>> START Dataset extract

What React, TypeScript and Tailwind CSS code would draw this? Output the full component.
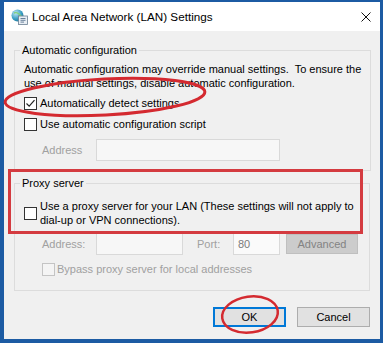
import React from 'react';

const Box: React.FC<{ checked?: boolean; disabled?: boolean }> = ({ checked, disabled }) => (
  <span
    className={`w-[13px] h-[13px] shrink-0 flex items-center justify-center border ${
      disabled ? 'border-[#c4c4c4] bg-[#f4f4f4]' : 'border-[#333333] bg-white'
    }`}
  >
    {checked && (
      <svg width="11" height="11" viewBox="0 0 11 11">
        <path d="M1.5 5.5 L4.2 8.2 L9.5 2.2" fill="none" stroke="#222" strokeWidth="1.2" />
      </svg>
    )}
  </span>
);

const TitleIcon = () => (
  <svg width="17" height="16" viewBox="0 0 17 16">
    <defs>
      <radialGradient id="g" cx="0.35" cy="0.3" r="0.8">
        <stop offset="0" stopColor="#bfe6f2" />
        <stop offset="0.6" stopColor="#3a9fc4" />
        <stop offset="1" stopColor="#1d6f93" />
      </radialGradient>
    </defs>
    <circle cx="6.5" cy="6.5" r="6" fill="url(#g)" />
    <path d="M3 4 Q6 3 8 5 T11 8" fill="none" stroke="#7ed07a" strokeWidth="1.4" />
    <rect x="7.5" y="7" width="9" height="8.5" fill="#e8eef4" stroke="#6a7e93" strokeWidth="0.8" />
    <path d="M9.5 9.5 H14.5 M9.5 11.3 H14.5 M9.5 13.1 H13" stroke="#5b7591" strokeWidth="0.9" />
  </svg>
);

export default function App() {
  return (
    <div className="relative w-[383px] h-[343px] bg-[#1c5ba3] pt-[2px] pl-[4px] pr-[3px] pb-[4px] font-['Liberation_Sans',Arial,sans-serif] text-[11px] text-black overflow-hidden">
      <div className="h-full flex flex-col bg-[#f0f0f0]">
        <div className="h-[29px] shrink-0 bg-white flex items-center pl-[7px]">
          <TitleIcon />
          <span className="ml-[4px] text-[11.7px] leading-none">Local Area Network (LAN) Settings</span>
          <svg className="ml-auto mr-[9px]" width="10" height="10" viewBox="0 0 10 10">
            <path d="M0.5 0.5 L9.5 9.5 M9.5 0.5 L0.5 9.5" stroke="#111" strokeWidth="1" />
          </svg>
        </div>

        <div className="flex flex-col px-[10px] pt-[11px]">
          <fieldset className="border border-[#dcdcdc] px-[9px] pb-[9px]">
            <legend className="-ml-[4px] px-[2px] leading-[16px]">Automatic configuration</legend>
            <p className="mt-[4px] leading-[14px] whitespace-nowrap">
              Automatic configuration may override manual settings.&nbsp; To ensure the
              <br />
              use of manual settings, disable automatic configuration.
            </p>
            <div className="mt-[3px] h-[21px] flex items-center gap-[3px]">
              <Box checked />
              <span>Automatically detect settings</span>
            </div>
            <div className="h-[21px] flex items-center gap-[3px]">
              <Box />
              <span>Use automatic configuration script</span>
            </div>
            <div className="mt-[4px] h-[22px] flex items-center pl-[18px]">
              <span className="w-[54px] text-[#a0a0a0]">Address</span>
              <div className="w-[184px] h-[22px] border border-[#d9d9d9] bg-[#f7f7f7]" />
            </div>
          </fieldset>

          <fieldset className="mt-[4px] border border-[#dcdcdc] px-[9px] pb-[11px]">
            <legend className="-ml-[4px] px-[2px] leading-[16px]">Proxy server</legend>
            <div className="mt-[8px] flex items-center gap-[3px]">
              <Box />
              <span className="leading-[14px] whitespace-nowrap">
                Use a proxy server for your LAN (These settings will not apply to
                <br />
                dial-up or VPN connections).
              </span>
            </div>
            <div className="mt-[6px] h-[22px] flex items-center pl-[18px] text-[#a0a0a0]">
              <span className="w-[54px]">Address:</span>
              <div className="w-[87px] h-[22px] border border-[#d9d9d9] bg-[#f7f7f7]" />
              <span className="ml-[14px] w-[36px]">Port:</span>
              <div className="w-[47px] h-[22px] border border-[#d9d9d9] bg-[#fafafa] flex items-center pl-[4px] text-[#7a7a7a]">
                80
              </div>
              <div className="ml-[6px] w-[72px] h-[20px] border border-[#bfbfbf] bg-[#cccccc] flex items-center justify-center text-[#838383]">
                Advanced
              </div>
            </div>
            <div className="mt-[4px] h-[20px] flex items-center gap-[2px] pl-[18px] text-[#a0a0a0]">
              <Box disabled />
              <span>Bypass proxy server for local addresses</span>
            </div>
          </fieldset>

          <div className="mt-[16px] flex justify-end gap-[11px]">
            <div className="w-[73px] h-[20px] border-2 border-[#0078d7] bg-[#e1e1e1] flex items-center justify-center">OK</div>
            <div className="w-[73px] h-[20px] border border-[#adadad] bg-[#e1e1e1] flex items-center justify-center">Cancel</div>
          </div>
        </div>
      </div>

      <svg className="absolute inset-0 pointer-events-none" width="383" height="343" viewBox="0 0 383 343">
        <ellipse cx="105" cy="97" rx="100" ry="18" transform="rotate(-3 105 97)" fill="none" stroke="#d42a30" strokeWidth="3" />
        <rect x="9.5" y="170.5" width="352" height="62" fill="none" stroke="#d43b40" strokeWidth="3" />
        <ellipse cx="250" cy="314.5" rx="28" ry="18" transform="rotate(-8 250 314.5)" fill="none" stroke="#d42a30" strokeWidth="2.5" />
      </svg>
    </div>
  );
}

>> END Dataset extract

» Problem requirements
The lines from the start of the data through the line that contains "import React from 'react';" are to be returned exactly, please, with both ends included and every picture left out.

» Solution below
What React, TypeScript and Tailwind CSS code would draw this? Output the full component.
import React from 'react';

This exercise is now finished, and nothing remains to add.